In-Car Radios – 13% Match Actual

Here is another category where a large proportion of descriptions were rewritten, but the cause/impact of this is far less pronounced.

To contrast two different descriptions with very close matches:

Similar intent keywords, although two different USPs called out for the products being able to make and receive calls via Bluetooth and streaming music via the stereo.

Nothing earth-shattering in its significance here, except that the page and queries aren’t different enough to need this level of change (as far as I can see). Something somewhere has determined that a difference could be required – it is being altered right down to the minutiae.


Just a short look at this data for one domain, I am both inclined to care less about painstakingly writing meta descriptions and to focus more on them. Let me explain.

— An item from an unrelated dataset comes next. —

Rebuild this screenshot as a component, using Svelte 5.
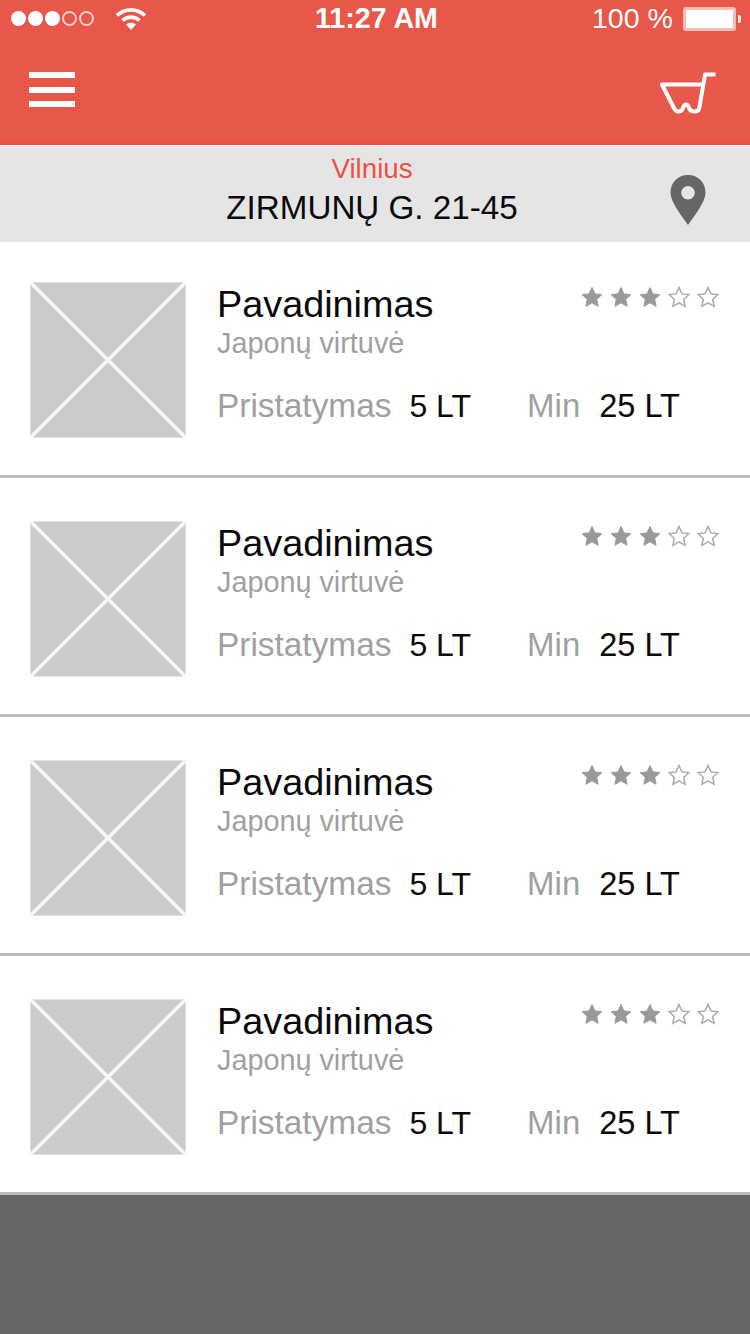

Meta descriptions appear to be rewritten a lot – and in some instances, in small and seemingly insignificant ways. When you put this to the backdrop of Google changing snippet length within SERPs and the angst it caused some who have been trying to make them “perfect”, it produces a sure-fire recipe for frustration.

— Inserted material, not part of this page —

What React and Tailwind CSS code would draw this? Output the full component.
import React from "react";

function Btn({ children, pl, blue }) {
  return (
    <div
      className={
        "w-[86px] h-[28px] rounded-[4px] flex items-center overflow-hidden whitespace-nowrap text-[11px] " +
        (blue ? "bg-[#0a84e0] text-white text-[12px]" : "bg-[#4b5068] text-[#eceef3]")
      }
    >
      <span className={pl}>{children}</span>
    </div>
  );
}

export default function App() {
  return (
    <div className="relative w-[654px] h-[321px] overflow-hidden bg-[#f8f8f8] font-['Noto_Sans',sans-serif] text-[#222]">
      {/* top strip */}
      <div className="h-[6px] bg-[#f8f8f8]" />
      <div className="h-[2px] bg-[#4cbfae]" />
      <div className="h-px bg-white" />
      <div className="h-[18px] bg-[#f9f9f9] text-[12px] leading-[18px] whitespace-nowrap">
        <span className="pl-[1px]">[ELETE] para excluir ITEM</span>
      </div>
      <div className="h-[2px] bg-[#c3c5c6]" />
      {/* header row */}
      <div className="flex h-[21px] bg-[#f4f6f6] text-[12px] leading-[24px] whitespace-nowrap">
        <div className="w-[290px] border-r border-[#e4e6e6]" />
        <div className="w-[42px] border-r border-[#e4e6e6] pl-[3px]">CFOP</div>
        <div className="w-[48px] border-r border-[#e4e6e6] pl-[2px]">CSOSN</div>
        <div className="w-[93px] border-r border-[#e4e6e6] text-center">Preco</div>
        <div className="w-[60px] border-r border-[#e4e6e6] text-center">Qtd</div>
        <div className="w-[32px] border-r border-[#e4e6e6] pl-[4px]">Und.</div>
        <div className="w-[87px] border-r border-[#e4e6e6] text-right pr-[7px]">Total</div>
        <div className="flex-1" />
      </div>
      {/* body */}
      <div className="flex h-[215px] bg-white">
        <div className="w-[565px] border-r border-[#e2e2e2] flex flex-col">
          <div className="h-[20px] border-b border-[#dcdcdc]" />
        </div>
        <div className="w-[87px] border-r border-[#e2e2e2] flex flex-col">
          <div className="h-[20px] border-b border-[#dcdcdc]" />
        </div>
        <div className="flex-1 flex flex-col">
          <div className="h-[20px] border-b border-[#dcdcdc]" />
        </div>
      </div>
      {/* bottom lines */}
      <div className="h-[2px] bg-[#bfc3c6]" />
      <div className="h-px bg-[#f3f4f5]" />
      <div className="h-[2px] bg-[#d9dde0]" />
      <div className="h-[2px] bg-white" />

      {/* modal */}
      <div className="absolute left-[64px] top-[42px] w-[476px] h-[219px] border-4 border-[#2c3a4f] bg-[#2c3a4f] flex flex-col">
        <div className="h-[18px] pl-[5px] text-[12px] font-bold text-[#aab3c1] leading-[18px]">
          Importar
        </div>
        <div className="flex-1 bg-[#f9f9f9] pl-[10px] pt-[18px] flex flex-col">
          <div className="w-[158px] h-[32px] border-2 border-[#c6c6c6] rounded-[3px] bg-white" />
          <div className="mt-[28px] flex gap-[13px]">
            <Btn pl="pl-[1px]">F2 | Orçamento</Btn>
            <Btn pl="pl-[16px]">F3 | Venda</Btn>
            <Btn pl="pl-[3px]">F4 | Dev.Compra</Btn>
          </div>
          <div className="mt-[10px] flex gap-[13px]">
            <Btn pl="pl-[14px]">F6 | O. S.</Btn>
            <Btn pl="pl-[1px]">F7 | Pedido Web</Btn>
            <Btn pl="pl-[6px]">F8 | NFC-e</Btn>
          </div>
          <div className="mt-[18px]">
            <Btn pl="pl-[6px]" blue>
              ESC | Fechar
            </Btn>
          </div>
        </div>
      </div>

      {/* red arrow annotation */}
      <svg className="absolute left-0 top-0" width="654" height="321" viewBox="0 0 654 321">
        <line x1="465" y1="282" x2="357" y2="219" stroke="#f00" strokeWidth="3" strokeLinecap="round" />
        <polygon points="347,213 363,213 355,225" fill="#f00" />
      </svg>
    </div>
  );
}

Yet, as Google seemingly changes the descriptions of pages ranking on page one less than any others, it could indicate that those which are changed are somehow more in need of our attention.

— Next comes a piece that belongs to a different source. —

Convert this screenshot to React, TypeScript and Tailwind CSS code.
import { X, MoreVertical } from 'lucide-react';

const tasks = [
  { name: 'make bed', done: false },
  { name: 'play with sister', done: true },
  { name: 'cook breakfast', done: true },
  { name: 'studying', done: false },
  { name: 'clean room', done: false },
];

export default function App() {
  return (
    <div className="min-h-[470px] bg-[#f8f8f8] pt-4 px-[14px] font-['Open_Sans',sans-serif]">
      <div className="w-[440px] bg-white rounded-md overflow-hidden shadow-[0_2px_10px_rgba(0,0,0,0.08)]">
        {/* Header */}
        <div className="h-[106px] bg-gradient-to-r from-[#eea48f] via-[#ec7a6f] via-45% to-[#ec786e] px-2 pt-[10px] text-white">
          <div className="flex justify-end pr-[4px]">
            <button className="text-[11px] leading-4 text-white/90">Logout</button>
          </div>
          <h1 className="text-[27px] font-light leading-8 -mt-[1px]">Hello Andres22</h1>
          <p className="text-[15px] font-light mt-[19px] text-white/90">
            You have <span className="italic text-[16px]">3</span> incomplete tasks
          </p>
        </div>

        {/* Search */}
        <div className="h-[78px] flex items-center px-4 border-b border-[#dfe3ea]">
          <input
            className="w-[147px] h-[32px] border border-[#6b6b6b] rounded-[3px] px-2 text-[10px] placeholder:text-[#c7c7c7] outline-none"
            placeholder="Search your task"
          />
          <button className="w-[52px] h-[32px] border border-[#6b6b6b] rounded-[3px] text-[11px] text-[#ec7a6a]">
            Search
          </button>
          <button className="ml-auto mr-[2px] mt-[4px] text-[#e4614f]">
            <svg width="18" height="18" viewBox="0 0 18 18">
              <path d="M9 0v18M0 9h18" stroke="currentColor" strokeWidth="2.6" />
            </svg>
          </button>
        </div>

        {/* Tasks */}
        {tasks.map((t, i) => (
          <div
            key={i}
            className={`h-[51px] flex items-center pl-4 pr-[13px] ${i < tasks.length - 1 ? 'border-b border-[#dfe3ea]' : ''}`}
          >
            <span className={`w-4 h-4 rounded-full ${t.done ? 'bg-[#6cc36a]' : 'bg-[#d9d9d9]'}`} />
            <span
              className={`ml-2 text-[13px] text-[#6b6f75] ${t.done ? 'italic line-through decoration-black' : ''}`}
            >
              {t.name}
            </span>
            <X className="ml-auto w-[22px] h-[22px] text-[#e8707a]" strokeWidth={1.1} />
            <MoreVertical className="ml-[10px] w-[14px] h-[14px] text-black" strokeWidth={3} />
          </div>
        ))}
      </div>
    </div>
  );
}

The following example for “usb chargers”, which ranks (well) in position 3, proves my point.

The SERP-snippet displayed couldn’t be further from the description on the page:

Ranking in the top three positions * for a high-traffic term and boasting to Google about a range of “USB Chargers products” – which thankfully it’s ignoring – highlights a clear need to  look properly at category content.

Looking at more of the descriptions, you can see there’s a template for descriptions at work; “Explore our huge range of {{category name}} products. Free delivery on orders over £30”. I’m not judging that it is something which can/does work for many websites (especially when budgets are tight); however, for those pages ranking on page one for competitive queries, you need to make an exception.

So descriptions can be a good barometer for overall content quality. I believe they could and should be a great indicator for search intent, most likely where they’re being rewritten, not where they’re taken “as is”. The difference between your written description and the one Google writes for you could provide to be a nuanced-yet-powerful one. It could be worth spending more time delving in here.

But this is a very small study. You would need to alter some key elements of my approach AND run through a far greater sample to begin to say anything concrete about how frequently Google rewrites a page’s description for SERP snippets, and in which circumstances these are most likely.